The spells focus on either providing extra uses of the legacy abilities, or canceling those abilities. Interestingly enough, they’ve included the Hexblade, Shugenja, and Wu Jen in the spell lists.
The PrC, the Legacy Champion, is a strange bird. The character has to be at least 10th level with five ranks of history and have the least legacy feat. In exchange, every level, except 1st and 7th, the character continues to gain class features as if he were still in his core class. The character does not have the pay the ritual gold piece cost. The character can replace the abilities of the item, customizing it as he grows in level. The character gains bonus legacy feats, and extra legacy abilities.

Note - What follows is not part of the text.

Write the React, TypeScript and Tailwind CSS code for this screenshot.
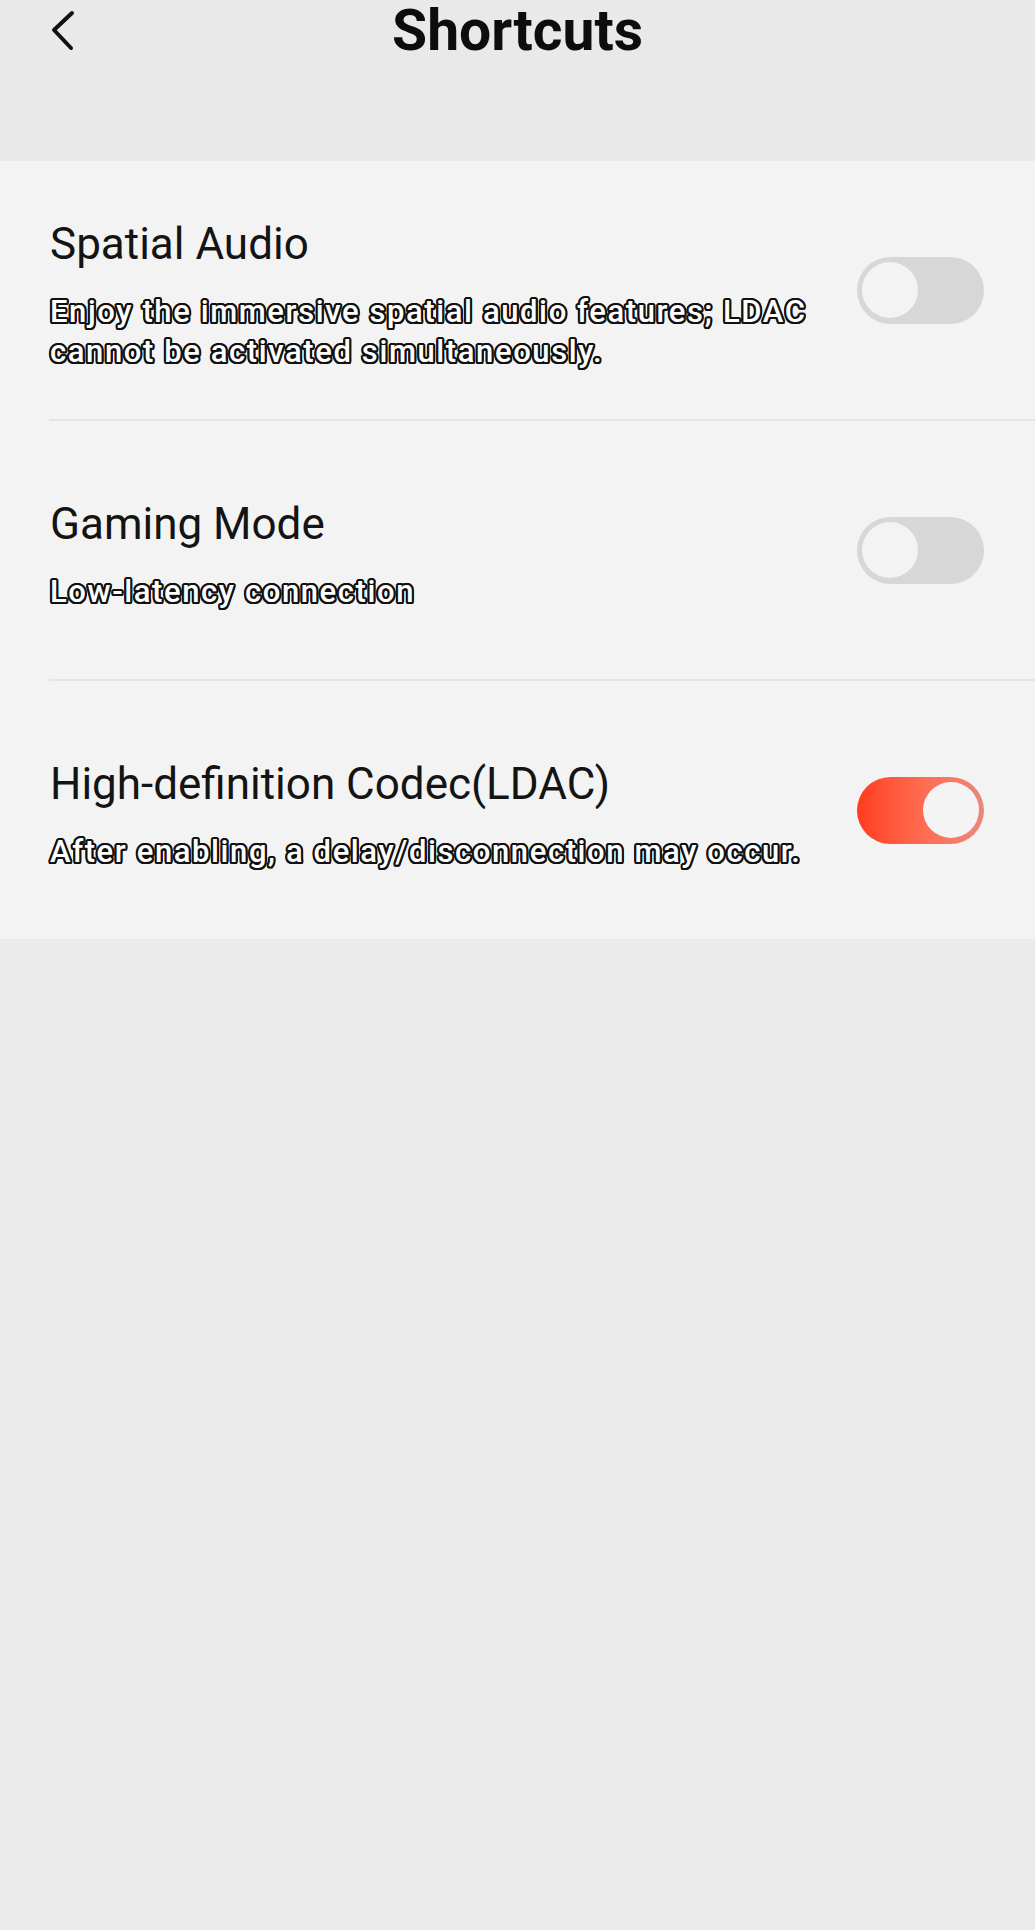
import React from "react";

const outline =
  "text-white font-medium [text-shadow:2px_0_0_#111,-2px_0_0_#111,0_2px_0_#111,0_-2px_0_#111,1.5px_1.5px_0_#111,-1.5px_1.5px_0_#111,1.5px_-1.5px_0_#111,-1.5px_-1.5px_0_#111,1px_2px_0_#111,-1px_2px_0_#111,1px_-2px_0_#111,-1px_-2px_0_#111,2px_1px_0_#111,-2px_1px_0_#111,2px_-1px_0_#111,-2px_-1px_0_#111]";

function Toggle({ on }: { on: boolean }) {
  if (on) {
    return (
      <div className="w-[127px] h-[67px] rounded-full bg-linear-to-r from-[#ff3a1c] via-[#ff6a4f] to-[#e8897d] flex items-center justify-end px-[5px] shrink-0">
        <div className="w-[56px] h-[56px] rounded-full bg-[#f4f4f4]" />
      </div>
    );
  }
  return (
    <div className="w-[127px] h-[67px] rounded-full bg-[#d7d7d7] flex items-center justify-start px-[5px] shrink-0">
      <div className="w-[56px] h-[56px] rounded-full bg-[#f3f3f3]" />
    </div>
  );
}

function Row({ title, desc, on }: { title: string; desc: string[]; on: boolean }) {
  return (
    <div className="h-[258px] flex items-center justify-between pl-[50px] pr-[51px]">
      <div className="flex flex-col pt-[10px]">
        <div className="text-[44px] leading-[52px] text-[#141414]">{title}</div>
        <div className={"mt-[22px] text-[31px] leading-[40px] tracking-[1.6px] " + outline}>
          {desc.map((d, i) => (
            <div key={i} className="whitespace-nowrap">{d}</div>
          ))}
        </div>
      </div>
      <Toggle on={on} />
    </div>
  );
}

export default function App() {
  return (
    <div
      className="w-[1035px] min-h-[1930px] bg-[#ebebeb]"
      style={{ fontFamily: "Roboto, 'Noto Sans', sans-serif" }}
    >
      <div className="h-[161px] bg-[#e9e9e9]">
        <div className="grid grid-cols-[1fr_auto_1fr] items-start pt-[2px]">
          <div className="pl-[50px] pt-[8px]">
            <svg width="26" height="42" viewBox="0 0 26 42" fill="none">
              <path
                d="M22 3 L4 20 L21 38"
                stroke="#111"
                strokeWidth="4"
                strokeLinecap="round"
                strokeLinejoin="round"
              />
            </svg>
          </div>
          <div className="text-[57px] leading-none font-bold text-[#0d0d0d]">Shortcuts</div>
          <div />
        </div>
      </div>
      <div className="bg-[#f3f3f3]">
        <Row
          title="Spatial Audio"
          desc={["Enjoy the immersive spatial audio features; LDAC", "cannot be activated simultaneously."]}
          on={false}
        />
        <div className="ml-[49px] h-[2px] bg-[#e5e5e5]" />
        <Row title="Gaming Mode" desc={["Low-latency connection"]} on={false} />
        <div className="ml-[49px] h-[2px] bg-[#e5e5e5]" />
        <Row
          title="High-definition Codec(LDAC)"
          desc={["After enabling, a delay/disconnection may occur."]}
          on={true}
        />
      </div>
    </div>
  );
}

The breakdown is in terms of saving throws, attack bonus, and hit dice. The class gains d8 hit dice, good will save, and 4 skill points per level. That is awesome for a wizard or sorcerer. Double the hit dice, plus near standard advancement, plus more skill points than they gain, plus a better base attack bonus, plus the PrC benefits. On the other hand, a fighter who relies on his base attack bonus, is almost getting hosed, with poor Fort saving throws and a medium bab with reduced hit dice. I can see some classes, like say a Soul Knife, Rogue or Mage taking it, but doubt any class with full bab and higher hit dice would be interested enough to do so.
Weapons of Legacy provides a framework that the GM can build on. While I don’t think that the full levels of penalties are appropriate, I’ve yet to extensively play test it. In addition, since my own games are different than other peoples, for example, in my campaigns, hit dice work as a function of class and are not randomly rolled, the penalties may not be as severe.
If you’re looking for magic items that include history and methods of instantly getting them into the game, Weapons of Legacy provides all that and more.